August 9, 2017
This week was tough.
I fell into my first full depressive episode since I was diagnosed with bipolar II disorder. Being aware of what was happening and not being able to stop the cycle was frustrating to say the least. I have felt it coming for a couple of weeks now, but I was fighting against it.
On Monday, it was hard to get out of bed. By the afternoon, my body felt heavy. I was exhausted, I was irritable and all I could think about was lying in my bed.
Monday night left me restless. I was awake at 2:30 a.m. with nothing but frustration. I finally fell back asleep at 7 a.m. and managed to peel myself out of bed to take my daughter to gymnastics and go to work.
The whole day was so hard. I struggled to maintain focus. I found myself leaning on things when I had to get up and sitting for long periods of time, constantly closing my eyes and picturing myself laying in my bed.
I got home Tuesday night and I told my daughter that mommy was having an “Eeyore” day and that I needed to lie down. I slept from 5:30 p.m. until 7:30 p.m., when my daughter reminded me she had nothing to pack for lunch the next day.
I peeled myself out of bed and headed to Sheetz to pick up a Lunchable. “Sure you can get a slushy,” I tell my daughter. Whatever you want as long as I can go back to bed.
On the way home, I apologized to my daughter. “I’m so sorry mommy is having an Eeyore day, baby. I love you so much”
Her response brought tears to my eyes and joy to my heart:
“It’s OK, Momma, I know you have Eeyore days sometimes. That’s just the way God made you — it’s your personality. Besides, it would be boring if everyone was the same.”

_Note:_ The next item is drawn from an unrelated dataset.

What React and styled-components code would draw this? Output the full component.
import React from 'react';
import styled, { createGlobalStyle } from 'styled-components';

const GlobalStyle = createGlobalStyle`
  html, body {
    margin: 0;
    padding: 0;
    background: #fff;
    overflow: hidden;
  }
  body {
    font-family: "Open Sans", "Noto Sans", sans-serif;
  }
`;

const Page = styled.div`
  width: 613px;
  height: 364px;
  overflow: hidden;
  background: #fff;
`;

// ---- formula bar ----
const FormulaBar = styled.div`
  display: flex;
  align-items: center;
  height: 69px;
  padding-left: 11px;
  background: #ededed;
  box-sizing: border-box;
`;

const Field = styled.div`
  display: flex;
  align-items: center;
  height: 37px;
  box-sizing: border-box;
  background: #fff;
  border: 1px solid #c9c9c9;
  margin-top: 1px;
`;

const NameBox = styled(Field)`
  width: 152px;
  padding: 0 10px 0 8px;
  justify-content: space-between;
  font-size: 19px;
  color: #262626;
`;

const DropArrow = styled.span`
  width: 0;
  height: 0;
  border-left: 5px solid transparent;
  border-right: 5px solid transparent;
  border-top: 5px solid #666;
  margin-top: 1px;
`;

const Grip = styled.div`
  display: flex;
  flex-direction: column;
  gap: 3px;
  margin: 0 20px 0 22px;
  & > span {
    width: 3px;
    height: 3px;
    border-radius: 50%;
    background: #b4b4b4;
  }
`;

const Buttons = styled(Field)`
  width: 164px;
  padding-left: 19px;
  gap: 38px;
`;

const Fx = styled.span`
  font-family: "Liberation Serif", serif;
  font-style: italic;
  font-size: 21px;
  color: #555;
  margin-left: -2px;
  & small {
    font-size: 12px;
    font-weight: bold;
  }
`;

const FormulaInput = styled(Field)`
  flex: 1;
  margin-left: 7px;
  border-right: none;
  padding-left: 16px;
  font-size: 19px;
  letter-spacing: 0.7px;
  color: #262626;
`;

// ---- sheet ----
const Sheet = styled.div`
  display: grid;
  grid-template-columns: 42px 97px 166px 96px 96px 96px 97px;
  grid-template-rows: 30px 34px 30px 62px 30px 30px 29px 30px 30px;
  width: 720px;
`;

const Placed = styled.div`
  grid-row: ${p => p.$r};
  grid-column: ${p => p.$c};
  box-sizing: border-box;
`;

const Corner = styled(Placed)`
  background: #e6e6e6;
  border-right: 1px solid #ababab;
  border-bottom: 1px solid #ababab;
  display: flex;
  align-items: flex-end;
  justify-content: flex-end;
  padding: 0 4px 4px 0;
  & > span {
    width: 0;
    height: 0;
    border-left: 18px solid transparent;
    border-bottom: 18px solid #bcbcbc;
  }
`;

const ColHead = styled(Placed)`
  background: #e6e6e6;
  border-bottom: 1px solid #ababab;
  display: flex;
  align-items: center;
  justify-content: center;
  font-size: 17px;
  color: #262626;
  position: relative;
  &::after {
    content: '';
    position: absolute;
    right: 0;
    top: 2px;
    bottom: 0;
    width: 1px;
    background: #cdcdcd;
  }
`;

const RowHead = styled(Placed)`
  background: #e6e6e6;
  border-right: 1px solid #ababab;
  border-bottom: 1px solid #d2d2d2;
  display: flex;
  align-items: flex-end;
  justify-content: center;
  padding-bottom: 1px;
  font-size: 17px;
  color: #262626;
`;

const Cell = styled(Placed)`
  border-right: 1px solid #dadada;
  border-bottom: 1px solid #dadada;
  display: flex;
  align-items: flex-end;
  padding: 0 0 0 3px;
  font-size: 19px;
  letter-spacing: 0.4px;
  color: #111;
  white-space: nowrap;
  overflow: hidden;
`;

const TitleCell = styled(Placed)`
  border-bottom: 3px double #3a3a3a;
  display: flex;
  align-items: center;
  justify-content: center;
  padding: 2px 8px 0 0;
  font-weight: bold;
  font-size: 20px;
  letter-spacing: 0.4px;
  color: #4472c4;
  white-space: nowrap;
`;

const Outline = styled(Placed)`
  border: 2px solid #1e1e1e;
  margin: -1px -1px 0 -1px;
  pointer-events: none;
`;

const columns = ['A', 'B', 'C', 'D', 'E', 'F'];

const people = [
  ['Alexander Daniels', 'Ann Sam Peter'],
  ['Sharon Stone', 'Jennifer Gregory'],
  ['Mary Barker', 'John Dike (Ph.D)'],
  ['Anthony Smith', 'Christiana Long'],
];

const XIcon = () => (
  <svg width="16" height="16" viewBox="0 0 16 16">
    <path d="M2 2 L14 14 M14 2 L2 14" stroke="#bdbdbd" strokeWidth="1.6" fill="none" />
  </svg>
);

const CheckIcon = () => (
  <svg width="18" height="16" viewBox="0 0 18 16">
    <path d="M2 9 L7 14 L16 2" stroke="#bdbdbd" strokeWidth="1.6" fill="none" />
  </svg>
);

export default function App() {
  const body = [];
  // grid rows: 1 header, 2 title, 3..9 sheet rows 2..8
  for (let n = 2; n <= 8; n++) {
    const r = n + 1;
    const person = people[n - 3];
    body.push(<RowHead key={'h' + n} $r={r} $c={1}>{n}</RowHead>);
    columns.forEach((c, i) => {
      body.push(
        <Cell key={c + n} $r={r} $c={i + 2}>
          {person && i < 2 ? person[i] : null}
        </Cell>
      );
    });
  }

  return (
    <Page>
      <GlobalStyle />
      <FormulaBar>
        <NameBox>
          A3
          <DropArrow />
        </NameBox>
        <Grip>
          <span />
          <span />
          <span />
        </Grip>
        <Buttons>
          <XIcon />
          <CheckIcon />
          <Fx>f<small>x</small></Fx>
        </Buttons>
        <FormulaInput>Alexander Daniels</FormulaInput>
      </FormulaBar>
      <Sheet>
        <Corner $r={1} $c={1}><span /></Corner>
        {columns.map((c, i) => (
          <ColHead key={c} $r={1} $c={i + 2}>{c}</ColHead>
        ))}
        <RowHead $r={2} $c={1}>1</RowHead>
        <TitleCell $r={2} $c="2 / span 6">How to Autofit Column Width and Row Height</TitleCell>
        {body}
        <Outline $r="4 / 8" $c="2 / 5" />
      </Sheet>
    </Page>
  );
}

When you’re on the verge of a breakdown and you hear your 9-year-old have more compassion and understanding than most adults you know, it makes your heart swell.

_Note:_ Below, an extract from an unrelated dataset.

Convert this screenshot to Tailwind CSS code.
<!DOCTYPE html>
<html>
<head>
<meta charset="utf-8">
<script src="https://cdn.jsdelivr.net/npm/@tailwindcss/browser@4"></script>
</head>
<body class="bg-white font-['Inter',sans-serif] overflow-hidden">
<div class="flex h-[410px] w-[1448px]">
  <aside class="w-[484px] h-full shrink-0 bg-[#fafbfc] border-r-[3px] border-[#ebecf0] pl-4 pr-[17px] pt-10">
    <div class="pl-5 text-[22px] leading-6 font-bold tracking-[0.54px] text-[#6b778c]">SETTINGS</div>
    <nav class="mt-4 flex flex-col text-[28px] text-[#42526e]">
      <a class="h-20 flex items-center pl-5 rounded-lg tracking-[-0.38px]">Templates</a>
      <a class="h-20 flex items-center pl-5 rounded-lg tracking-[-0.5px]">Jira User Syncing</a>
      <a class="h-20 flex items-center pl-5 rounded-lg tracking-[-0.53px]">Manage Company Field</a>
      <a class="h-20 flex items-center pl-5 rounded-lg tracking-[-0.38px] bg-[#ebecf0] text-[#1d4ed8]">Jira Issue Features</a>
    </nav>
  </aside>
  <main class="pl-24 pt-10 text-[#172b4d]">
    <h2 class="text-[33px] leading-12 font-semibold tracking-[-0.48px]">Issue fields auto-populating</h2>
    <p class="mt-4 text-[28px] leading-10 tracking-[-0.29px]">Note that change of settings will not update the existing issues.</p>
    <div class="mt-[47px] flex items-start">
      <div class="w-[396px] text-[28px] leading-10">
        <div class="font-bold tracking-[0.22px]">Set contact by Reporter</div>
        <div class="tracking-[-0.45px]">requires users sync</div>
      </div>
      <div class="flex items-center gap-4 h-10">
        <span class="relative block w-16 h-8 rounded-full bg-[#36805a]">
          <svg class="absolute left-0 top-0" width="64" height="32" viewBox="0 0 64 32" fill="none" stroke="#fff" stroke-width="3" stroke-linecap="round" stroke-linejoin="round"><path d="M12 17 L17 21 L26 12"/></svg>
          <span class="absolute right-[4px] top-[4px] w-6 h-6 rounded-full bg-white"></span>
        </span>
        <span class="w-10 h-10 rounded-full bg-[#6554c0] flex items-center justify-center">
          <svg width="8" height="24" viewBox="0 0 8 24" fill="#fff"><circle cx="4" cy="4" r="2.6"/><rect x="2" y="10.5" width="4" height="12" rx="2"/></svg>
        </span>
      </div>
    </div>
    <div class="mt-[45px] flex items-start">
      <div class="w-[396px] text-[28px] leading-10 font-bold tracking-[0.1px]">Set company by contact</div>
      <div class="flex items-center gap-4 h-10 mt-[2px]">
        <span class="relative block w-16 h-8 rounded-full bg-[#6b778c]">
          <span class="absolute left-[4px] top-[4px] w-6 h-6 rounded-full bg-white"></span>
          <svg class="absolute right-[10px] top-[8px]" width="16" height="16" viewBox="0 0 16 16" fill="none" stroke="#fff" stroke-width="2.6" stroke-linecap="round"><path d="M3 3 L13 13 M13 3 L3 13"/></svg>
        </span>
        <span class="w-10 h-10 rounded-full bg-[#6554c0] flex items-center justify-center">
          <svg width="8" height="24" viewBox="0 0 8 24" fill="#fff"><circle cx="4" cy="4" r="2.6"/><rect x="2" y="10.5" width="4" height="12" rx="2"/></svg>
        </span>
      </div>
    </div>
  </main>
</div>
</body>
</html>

Of course, depression makes it ugly: “She shouldn’t have to see this. She shouldn’t be so mature. She deserves a mom who doesn’t have ‘Eeyore’ Days.”
Wednesday was bad, I’m not going to lie. I’m surprised I made it to my doctors appointment, but I did. She started me on medication.
Thursday wasn’t so great either. I barely got out of bed for two days. I didn’t shower or brush my teeth. My house was a mess. Depression isn’t pretty.
On Thursday evening, I got out of bed long enough to plug my waffle maker in, make some pancake mix and sit on the barstool at the counter making waffles for dinner. One hand was holding up my heavy head and the other was making the waffles. Some days, you just “gotta do what you gotta do.”
Today, was slightly better.
I’m still down, but my body isn’t nearly as heavy. After my counseling appointment I’m working on challenging some of the unproductive thoughts.
Maybe tomorrow will be even better.
Eventually the cycle will rear its ugly head again, but I’ll have better coping skills in place.
If you’re a mom having an “Eeyore” day, week or month— forgive yourself now. Our kids will have more compassionate and empathy for human suffering, at least that’s my hope.